There is just not a comparison.

And a picture to follow… when her hair grows back. It appears we need just six more weeks… and it should be just ‘short’ as opposed to duck downy soft.

And thank you again... for all who have been able to donate, through that little Team in Training button on my sidebar, and for all the thoughts! Good Lord... it makes my eyes well! I'm writing notes and getting my ducks in a row and... Good Lord... I've never sent a letter to England, this will be my first!!

Posted by Boudicca at August 27, 2008 08:28 PM | TrackBack
Comments

.... of all of the posts that you have written, this is quite possibly my favorite......

.... my Family will be donating tomorrow..... Joanie should be very, very proud to have such a friend as you in her pocket........ you are equally as amazing as your friend........

..... good luck with your run.... and the best of luck to your friend!.....

Posted by: Eric at August 27, 2008 09:05 PM

Thank you, Eric. Joanie is a special person. I hope that we can capture on camera the essence of her personality. I think one would be hard pressed to find a better person than she... she is just a great, warm, and wonderful person.

And I still get kind of choked when I remember her telling me she wishes she could do this with me. She is so... selfless.

Posted by: Bou at August 27, 2008 09:40 PM

I concur fully with what Eric says...in fact I like so much what you've said about Joanie H., I'd happily sport a bracelet with her name on it, too.

And if you can, when you run, please give a brief moment's thought to my Cousin Steve, who died of lymphoma way, way too young.

He was a great guy, an awesome musician, and he used to pull nickels out of my ears when I was a kid. I fell for it every time.

Posted by: Erica at August 27, 2008 10:36 PM

Bou, thanks for taking the time to share this with us. Your friend sounds like a wonderful woman and I have been encouraged by hearing about her.

Posted by: Rachel at August 28, 2008 09:20 AM

Bou, thanks for giving me a face, and a brief glimpse into J's life. I remember feeling less of myself when I started losing hair as the result of an operation. Your post makes me pause once again and reevaluate. Keep on running !

Posted by: Kelsey at August 28, 2008 10:14 AM

Erica, Kelsey, and Rachel- Thank you. She is such a great woman. I can't wait for a picture. Her hair is in that patchy stage... its white and fine... and what is there is about a 1/2 inch to a full inch. It is very thin and probably will not come back very thick. I have to ask myself how many times can you lose your hair to chemo and have it all come back?

But it is still coming in straight, unlike my friend Dee's who is on her 3rd remission from breast cancer. Round two brought her back with kinky curly hair! Round three... straightened back out.

So I was half wondering what Joanie's hair would come back like. She still wears a ball cap. Like I said, her hair is patchy.
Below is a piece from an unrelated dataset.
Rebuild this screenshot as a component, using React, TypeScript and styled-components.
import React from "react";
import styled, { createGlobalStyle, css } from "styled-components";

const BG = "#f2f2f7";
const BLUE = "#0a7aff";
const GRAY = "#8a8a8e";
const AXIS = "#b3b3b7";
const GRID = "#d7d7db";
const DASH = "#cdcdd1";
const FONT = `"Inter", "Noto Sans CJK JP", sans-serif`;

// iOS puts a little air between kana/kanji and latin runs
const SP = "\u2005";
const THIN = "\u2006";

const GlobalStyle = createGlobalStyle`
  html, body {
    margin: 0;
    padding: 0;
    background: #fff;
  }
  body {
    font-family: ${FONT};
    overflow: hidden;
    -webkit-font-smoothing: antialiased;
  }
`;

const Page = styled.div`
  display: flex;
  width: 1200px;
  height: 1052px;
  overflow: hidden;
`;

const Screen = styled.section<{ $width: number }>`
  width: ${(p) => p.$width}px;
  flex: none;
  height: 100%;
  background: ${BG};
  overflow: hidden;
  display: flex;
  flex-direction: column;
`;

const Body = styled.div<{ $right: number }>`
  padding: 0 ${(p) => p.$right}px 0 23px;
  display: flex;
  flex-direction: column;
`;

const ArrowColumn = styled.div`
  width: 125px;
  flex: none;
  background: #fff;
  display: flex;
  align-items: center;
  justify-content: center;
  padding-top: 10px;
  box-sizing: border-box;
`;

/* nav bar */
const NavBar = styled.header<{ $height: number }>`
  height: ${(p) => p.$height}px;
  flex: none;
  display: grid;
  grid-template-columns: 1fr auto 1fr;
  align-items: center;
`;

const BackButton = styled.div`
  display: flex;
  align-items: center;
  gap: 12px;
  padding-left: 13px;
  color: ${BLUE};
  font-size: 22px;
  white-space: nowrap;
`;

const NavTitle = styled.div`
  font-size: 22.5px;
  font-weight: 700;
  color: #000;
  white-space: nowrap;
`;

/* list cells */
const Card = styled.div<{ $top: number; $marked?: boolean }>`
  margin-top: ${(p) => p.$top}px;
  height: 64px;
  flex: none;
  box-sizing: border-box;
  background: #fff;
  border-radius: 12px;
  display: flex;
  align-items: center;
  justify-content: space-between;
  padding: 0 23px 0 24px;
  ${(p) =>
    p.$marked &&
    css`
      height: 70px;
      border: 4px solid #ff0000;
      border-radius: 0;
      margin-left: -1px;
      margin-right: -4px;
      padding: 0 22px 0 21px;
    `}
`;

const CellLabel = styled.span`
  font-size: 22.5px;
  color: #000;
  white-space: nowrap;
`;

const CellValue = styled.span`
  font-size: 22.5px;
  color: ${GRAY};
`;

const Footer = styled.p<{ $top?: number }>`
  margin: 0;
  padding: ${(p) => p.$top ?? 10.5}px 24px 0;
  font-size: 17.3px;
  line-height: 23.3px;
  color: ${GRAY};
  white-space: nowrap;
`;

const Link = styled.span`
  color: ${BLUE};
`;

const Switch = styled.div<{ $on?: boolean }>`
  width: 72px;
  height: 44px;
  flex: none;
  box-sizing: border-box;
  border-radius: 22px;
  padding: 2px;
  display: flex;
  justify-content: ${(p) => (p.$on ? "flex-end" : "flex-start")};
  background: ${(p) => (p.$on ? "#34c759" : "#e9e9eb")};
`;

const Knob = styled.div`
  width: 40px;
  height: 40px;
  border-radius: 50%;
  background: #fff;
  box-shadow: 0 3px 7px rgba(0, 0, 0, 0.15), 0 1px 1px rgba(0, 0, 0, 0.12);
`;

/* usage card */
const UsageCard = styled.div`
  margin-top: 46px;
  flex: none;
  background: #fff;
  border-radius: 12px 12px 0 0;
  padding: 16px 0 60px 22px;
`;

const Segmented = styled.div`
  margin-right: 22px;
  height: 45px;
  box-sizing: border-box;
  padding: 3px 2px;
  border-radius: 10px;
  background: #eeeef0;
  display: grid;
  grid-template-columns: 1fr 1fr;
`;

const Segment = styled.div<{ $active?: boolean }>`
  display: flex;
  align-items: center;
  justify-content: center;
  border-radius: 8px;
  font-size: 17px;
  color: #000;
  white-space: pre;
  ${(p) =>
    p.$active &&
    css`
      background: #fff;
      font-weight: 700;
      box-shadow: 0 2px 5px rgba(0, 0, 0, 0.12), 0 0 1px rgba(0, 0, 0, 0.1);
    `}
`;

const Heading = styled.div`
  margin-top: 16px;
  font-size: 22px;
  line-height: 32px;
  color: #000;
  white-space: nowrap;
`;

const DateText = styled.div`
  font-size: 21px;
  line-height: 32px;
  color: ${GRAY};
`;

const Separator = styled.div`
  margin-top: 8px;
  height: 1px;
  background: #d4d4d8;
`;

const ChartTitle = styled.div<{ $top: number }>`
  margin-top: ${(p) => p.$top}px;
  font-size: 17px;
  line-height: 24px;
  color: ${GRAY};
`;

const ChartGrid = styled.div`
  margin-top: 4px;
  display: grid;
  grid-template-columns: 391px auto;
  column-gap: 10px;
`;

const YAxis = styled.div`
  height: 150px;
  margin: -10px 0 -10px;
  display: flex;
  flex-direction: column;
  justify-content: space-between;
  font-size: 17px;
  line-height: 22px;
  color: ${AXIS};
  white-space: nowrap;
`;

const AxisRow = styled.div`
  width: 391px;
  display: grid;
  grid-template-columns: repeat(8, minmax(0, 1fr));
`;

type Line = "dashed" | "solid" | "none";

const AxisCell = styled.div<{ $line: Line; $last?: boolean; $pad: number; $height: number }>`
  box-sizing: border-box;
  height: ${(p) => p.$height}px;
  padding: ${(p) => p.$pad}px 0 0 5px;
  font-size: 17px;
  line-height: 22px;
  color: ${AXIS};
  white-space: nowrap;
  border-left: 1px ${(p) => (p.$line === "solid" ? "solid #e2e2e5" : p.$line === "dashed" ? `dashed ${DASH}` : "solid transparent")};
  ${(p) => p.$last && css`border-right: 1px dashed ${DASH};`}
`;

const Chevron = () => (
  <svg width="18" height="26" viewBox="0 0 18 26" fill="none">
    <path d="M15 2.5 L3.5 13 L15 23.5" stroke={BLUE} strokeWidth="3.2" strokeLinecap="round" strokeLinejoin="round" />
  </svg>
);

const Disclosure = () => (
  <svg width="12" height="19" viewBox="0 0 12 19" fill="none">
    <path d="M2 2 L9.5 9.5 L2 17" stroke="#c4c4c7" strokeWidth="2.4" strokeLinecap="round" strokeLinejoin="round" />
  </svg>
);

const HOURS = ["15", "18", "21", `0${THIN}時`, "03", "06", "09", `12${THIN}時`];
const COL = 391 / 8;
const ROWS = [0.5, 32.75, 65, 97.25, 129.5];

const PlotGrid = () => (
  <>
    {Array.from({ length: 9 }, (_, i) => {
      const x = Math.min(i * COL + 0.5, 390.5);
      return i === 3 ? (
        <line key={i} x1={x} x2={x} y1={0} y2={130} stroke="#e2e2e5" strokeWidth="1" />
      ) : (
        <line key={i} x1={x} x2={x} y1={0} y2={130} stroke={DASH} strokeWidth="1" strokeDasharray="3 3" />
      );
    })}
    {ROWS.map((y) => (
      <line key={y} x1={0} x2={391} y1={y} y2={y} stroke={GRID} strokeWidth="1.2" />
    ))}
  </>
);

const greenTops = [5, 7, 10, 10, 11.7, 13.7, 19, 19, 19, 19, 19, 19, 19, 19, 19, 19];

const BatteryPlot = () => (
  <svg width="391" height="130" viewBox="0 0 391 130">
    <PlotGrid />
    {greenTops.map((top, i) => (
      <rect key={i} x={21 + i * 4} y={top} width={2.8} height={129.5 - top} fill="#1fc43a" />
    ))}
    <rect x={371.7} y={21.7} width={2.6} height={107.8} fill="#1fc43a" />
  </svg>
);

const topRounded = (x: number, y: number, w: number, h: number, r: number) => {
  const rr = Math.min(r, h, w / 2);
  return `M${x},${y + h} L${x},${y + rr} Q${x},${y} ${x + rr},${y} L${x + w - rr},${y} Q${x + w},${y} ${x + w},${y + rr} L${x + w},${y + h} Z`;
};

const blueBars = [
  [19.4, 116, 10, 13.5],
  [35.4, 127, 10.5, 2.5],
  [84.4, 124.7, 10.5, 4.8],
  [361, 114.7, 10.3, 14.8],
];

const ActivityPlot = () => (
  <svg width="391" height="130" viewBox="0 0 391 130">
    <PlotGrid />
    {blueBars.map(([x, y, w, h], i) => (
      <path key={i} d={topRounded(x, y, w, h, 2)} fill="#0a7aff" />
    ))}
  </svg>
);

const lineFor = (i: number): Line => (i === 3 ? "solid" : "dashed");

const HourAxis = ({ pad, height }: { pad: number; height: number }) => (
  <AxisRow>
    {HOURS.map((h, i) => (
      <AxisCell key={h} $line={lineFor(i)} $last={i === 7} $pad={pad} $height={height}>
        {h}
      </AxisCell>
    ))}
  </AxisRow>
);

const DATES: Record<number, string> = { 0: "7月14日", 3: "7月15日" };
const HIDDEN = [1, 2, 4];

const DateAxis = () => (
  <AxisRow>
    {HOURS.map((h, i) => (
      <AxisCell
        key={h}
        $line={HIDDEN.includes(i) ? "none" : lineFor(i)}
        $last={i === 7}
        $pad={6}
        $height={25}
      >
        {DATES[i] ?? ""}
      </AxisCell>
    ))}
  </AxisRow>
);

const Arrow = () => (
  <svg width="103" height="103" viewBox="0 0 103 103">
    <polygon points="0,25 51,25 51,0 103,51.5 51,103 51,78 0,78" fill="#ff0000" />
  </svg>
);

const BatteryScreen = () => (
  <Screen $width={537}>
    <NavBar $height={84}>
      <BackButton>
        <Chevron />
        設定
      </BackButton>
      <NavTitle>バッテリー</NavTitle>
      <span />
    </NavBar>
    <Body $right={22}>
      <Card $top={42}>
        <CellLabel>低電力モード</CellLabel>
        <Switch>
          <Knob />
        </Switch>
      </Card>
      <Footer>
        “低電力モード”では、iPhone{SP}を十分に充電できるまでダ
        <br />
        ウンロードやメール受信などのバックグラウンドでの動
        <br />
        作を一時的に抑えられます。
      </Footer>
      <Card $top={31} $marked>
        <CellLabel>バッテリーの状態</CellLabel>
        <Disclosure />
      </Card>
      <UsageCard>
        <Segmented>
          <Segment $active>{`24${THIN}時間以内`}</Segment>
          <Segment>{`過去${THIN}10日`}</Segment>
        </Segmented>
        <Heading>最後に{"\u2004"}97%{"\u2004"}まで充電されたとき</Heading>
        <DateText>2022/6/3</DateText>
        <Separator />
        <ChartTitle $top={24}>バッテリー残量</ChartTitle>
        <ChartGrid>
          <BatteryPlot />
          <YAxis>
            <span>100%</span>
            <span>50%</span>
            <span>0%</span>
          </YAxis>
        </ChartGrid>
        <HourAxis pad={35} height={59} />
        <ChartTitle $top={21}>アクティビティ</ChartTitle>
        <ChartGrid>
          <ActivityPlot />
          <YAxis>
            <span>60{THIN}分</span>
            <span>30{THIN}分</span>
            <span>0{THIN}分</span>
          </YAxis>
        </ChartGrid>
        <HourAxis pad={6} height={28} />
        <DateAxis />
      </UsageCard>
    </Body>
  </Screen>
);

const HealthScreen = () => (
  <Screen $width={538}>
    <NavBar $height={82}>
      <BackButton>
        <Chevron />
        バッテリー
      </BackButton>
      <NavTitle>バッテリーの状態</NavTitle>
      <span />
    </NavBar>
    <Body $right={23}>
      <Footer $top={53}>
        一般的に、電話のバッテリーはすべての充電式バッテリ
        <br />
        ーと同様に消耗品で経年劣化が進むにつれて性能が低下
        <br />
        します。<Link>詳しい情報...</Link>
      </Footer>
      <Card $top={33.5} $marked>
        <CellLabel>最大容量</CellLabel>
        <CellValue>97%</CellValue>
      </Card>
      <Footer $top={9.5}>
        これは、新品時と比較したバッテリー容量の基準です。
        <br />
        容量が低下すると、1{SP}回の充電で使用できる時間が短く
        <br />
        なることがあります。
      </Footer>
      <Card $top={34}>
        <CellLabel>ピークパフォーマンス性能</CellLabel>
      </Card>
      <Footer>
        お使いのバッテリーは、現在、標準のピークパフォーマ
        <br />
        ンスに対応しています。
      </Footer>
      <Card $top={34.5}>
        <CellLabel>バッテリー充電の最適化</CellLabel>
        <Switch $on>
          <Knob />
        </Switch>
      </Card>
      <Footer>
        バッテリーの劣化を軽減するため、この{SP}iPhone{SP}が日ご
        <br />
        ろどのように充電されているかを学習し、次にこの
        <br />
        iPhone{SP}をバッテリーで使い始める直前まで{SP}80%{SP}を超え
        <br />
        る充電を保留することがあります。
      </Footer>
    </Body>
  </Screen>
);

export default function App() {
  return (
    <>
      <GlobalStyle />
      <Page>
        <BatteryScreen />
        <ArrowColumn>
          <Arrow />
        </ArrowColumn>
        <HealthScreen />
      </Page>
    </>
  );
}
But she is... my biggest supporter in this. How funny is that? She is just over the top enthusiastic. It blows me away...

AND!, she is a radiology nurse, so she's the first person they have talk to people when they are diagnosed. She continues to give back.

Posted by: Bou at August 28, 2008 11:55 AM

I'm trying to think of something to say and wiping the tears. Joanie is worth more than we could ever donate to help her cause. I do hope they can continue to improve the treatments and that she can go on to live a long lovely life.